Commissioner Micaela Cronin delivers Australia's DV report

Micaela Cronin delivers report on Australia’s progress to end violence against women and children

cronin

Australia’s progress on the national plan to end violence against women and children has been handed down in Domestic, Family and Sexual Violence Commissioner Micaela Cronin’s inaugural yearly report card. 

On Wednesday afternoon, Cronin addressed the National Press Club of Australia, focusing on three aspects of the report, including the importance of listening to lived experience, engaging men in the conversation and the need to build the capability of our systems to respond to the crisis we are facing. 

The National Plan to End Violence against Women and Children 2022-2032 is the overarching national policy framework guiding actions towards ending violence against women and children over the next 10 years.

Cronin commenced in the role of Commissioner pn 1 November 2022, and notes in her speech that Australia is only one of three countries in the world that has established a national domestic, family and sexual violence commission. 

“We have come a long way in talking about domestic violence and equating it with a black eye,” Cronin says. 

“We are much more sophisticated in understanding that it is now, now about patterns of behavior and talk about coercive control and the need to talk about social and systemic entrapment. So language is important.”

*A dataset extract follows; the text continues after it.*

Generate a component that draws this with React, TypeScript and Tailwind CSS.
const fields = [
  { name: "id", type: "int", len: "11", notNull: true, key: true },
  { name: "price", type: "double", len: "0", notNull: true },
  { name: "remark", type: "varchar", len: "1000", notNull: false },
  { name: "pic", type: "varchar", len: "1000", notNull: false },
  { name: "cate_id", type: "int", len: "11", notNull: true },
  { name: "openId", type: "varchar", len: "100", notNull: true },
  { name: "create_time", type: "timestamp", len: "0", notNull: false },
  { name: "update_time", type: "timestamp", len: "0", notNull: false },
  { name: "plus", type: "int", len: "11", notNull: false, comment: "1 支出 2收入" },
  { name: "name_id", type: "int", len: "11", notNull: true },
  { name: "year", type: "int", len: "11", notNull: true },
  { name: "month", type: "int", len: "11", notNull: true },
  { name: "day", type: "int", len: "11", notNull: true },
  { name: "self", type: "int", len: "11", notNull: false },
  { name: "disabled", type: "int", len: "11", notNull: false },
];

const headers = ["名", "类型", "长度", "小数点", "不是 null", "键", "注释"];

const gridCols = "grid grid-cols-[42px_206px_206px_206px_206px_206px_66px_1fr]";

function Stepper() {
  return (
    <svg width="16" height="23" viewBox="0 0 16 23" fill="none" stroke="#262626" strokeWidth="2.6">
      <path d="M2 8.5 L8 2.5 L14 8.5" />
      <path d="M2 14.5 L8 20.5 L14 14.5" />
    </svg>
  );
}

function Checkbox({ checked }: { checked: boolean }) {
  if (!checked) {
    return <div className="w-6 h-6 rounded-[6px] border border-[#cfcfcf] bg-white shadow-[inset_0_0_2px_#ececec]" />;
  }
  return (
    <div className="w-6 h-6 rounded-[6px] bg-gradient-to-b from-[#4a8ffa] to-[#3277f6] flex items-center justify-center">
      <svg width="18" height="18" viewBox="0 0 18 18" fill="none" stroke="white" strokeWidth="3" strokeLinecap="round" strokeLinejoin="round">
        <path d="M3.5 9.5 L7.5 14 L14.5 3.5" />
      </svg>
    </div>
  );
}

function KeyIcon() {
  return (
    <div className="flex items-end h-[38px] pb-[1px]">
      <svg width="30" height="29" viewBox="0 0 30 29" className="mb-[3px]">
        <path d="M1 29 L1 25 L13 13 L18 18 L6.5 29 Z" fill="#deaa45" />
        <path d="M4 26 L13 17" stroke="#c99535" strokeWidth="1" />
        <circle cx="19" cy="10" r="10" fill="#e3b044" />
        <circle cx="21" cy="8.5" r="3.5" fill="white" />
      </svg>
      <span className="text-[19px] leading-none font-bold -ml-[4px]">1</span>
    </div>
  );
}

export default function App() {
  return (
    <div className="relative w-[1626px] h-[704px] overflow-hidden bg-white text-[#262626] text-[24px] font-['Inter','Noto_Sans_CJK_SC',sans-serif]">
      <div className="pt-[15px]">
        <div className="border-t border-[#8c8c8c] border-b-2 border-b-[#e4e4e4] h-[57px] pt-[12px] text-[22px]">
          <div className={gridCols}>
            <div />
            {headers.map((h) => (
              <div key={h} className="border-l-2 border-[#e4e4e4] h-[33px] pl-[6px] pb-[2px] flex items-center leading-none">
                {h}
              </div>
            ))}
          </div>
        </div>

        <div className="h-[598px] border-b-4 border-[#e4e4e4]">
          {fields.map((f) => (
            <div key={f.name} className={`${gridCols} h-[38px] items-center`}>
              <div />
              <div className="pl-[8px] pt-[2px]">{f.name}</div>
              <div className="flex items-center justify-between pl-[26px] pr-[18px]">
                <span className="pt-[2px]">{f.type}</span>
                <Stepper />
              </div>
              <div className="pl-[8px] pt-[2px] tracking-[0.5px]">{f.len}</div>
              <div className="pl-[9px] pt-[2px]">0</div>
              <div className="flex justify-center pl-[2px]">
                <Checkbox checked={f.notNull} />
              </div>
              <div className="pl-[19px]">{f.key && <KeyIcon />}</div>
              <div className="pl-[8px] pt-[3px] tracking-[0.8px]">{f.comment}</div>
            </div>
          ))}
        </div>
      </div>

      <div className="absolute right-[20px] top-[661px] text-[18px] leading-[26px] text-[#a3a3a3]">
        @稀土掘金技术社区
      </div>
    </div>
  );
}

Expanding on the importance of language in the conversation, Cronin says we need to be using more active language, such as using the term ‘men’s violence’ instead of ‘violence against women’. 

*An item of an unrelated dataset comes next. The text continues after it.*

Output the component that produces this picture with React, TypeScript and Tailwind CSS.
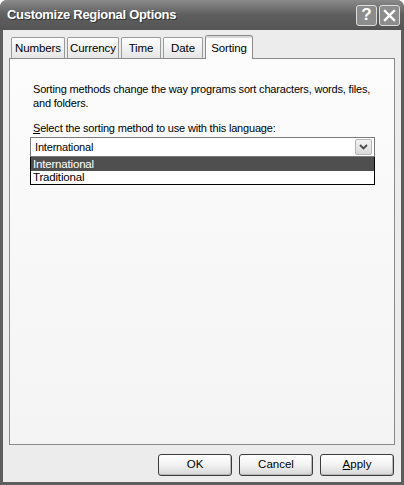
import React from "react";

const font = { fontFamily: "'Liberation Sans', Arial, sans-serif" };

function Tab({ label, active = false, w }: { label: string; active?: boolean; w: string }) {
  if (active) {
    return (
      <div
        className={`relative -mb-px flex h-[24px] ${w} items-start justify-center rounded-t-[3px] border border-b-0 border-[#8a8a8a] bg-[#fbfbfb] pt-[4px] text-[11.5px] tracking-[-0.1px] text-black z-10`}
      >
        <span className="absolute left-0 right-0 top-0 h-[2px] rounded-t-[3px] bg-[#d8d8d8]" />
        {label}
      </div>
    );
  }
  return (
    <div
      className={`flex h-[21px] ${w} items-center justify-center rounded-t-[2px] border border-b-0 border-[#9a9a9a] bg-gradient-to-b from-[#fdfdfd] to-[#e6e6e6] pt-[2px] text-[11.5px] tracking-[-0.1px] text-black`}
    >
      {label}
    </div>
  );
}

function Button({ children }: { children: React.ReactNode }) {
  return (
    <button
      type="button"
      className="flex h-[22px] w-[74px] items-center justify-center rounded-[3px] border border-[#3c3c3c] bg-gradient-to-b from-[#ffffff] via-[#f2f2f2] to-[#d6d6d6] text-[11.5px] text-black shadow-[inset_-1px_-1px_0_#b8b8b8]"
    >
      {children}
    </button>
  );
}

export default function App() {
  return (
    <div className="h-[485px] w-[404px] overflow-hidden bg-white" style={font}>
      <div className="flex h-full flex-col rounded-t-[7px] border-x-[3px] border-b-[3px] border-[#5e5e5e] bg-[#ececec]">
        <div className="-mx-[3px] flex h-[30px] items-center justify-between rounded-t-[7px] bg-gradient-to-b from-[#8a8a8a] via-[#5e5e5e] to-[#555555] pl-[7px] pr-[4px]">
          <span className="text-[13px] font-bold tracking-[-0.3px] text-white [text-shadow:1px_1px_0_#333]">
            Customize Regional Options
          </span>
          <div className="flex gap-[2px]">
            <div className="flex h-[21px] w-[21px] items-center justify-center rounded-[3px] border border-[#dcdcdc] bg-[#8c8c8c] text-[17px] font-bold text-white">
              ?
            </div>
            <div className="flex h-[21px] w-[21px] items-center justify-center rounded-[3px] border border-[#dcdcdc] bg-[#8c8c8c]">
              <svg width="13" height="13" viewBox="0 0 13 13">
                <path d="M2 2 L11 11 M11 2 L2 11" stroke="white" strokeWidth="2.4" strokeLinecap="square" />
              </svg>
            </div>
          </div>
        </div>

        <div className="flex flex-1 flex-col px-[6px] pt-[5px]">
          <div className="flex items-end gap-[2px] pl-[2px]">
            <Tab label="Numbers" w="w-[54px]" />
            <Tab label="Currency" w="w-[52px]" />
            <Tab label="Time" w="w-[40px]" />
            <Tab label="Date" w="w-[40px]" />
            <Tab label="Sorting" w="w-[48px]" active />
          </div>
          <div className="h-[387px] border border-[#8a8a8a] bg-gradient-to-b from-[#fcfcfc] to-[#f4f4f4] px-[20px] pt-[23px] text-[11px] leading-[14px] tracking-[-0.18px] text-black">
            <p className="whitespace-nowrap pl-[3px]">
              Sorting methods change the way programs sort characters, words, files,
              <br />
              and folders.
            </p>
            <p className="mt-[11px] whitespace-nowrap pl-[3px]">
              <span className="underline">S</span>elect the sorting method to use with this language:
            </p>
            <div className="relative mt-[2px] w-[345px]">
              <div className="flex h-[20px] items-center justify-between border border-[#7a7a7a] bg-white pl-[4px] pr-[2px]">
                <span>International</span>
                <div className="flex h-[16px] w-[17px] items-center justify-center rounded-[2px] border border-[#b5b5b5] bg-gradient-to-b from-[#f2f2f2] to-[#d9d9d9]">
                  <svg width="9" height="6" viewBox="0 0 9 6">
                    <path d="M1 1 L4.5 4.5 L8 1" stroke="#4a4a4a" strokeWidth="1.8" fill="none" />
                  </svg>
                </div>
              </div>
              <div className="border border-t-0 border-black bg-white text-[11.5px]">
                <div className="h-[14px] bg-[#4f4f4f] pl-[2px] leading-[14px] text-white">International</div>
                <div className="h-[13px] pl-[2px] leading-[13px]">Traditional</div>
              </div>
            </div>
          </div>
          <div className="flex justify-end gap-[7px] pr-[1px] pt-[9px]">
            <Button>OK</Button>
            <Button>Cancel</Button>
            <Button>
              <span className="underline">A</span>pply
            </Button>
          </div>
        </div>
      </div>
    </div>
  );
}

“We talk about missing and lost women, and children, rather than women who have been actively disappeared, and murdered,” she says. 

“We need to be stronger and clearer and use less passive language.”

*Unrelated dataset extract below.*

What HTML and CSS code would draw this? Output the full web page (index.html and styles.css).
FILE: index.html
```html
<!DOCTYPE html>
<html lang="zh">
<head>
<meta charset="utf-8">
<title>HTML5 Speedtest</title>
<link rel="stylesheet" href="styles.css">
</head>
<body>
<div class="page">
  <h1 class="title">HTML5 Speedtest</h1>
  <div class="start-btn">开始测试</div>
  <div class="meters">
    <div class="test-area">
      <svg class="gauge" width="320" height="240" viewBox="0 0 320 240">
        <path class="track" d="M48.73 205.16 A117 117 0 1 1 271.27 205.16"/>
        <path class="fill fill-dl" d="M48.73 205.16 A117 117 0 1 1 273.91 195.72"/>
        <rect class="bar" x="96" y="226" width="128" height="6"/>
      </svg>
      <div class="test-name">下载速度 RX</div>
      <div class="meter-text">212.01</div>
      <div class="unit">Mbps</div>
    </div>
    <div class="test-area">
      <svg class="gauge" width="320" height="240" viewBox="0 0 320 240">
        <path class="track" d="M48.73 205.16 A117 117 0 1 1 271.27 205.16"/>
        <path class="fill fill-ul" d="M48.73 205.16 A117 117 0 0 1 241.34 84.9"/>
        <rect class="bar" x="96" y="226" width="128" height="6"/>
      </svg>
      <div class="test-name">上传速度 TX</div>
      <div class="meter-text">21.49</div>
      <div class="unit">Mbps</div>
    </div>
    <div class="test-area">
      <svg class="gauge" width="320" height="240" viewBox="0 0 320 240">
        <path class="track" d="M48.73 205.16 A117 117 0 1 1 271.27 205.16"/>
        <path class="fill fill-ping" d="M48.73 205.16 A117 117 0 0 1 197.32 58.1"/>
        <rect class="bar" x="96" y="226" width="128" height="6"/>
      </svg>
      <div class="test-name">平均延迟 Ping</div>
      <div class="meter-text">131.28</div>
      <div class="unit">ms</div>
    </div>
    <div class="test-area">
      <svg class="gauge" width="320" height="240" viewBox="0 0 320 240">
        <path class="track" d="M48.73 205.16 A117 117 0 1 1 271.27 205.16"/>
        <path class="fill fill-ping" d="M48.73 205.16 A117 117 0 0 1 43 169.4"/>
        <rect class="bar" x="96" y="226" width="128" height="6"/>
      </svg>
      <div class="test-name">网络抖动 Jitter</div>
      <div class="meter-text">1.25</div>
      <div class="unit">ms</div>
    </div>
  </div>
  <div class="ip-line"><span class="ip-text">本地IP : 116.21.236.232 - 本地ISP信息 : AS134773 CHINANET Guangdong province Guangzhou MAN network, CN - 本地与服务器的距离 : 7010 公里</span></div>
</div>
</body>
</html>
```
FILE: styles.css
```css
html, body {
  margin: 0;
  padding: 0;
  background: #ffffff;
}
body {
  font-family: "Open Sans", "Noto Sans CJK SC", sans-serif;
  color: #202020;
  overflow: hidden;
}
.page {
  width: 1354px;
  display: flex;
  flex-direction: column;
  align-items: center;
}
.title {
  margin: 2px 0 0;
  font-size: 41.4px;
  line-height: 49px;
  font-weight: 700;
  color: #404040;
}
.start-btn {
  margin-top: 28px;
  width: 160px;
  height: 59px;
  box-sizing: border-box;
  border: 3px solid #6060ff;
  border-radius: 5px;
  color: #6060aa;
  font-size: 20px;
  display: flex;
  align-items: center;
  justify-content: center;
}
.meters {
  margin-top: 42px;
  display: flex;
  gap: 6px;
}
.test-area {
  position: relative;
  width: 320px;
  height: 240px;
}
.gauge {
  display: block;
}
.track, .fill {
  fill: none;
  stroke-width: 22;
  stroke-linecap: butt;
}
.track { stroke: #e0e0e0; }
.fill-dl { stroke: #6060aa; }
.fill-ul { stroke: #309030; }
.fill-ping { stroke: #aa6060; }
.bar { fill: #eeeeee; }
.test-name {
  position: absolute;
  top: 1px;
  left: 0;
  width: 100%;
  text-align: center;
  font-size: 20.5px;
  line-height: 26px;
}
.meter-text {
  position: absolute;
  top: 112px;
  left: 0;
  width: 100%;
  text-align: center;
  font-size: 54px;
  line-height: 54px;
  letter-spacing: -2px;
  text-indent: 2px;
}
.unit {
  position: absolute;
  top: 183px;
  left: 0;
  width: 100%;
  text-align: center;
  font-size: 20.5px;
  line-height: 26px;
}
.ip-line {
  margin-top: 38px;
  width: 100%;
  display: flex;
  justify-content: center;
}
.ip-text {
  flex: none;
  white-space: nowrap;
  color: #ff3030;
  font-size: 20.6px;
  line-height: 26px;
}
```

Cronin says as well that we are not talking enough about sexual violence and incest within the national conversation on domestic and family violence. Rarely do we use the word ‘incest’, she notes, and there are clear intersections between sexual violence and DV that must be addressed better. 

Within the national plan, Cronin also notes that the word ‘woman’ is used four times more than the word ‘men’, highlighting Australia’s gap of engaging men within the domestic and family violence conversation.

“We need to be having very different conversations with men,” Cronin says. 

“We need to be listening to what communities women and children mean when they say we need greater accountability. We need men to be held accountable in ways that they are not being at the moment.”

“We are watching a generation grow up with access to online misogyny, pornography, hate speaking away that we’ve never seen before. And we’re really struggling, as a community, with how to deal with that,” she says, adding that it’s vital for us to “get better at talking to those young men” and including them in conversations. 

The final piece of the puzzle that Cronin addresses is in regards to better understanding our systems’ capabilities and capacity to handle the nation’s crisis of domestic and family violence.

 She says we “desperately need” more data surrounding men and their use of violence. 

“One of the things that we have also consistently heard is that despite having seen very, very significant increases in funding over periods of time– over the last decades really– our service systems are overwhelmed, stretched beyond capacity,”says Cronin. 

“They are struggling to hold on to staff, and they are really at wit’s end about how they are going to meet [people’s] needs,” she says, adding that along with building the capacity of the system to respond to domestic violence, we must focus on understanding the demand better as well. 

“We are an incredibly diverse country,” she says. “What’s going to work in a remote Aboriginal community is very different from what’s going to work in Redfern, than what’s going to work in a capital city.” 

“We need to be paying attention to and listening to those communities about what’s important for them, what’s going to change the dial for them.”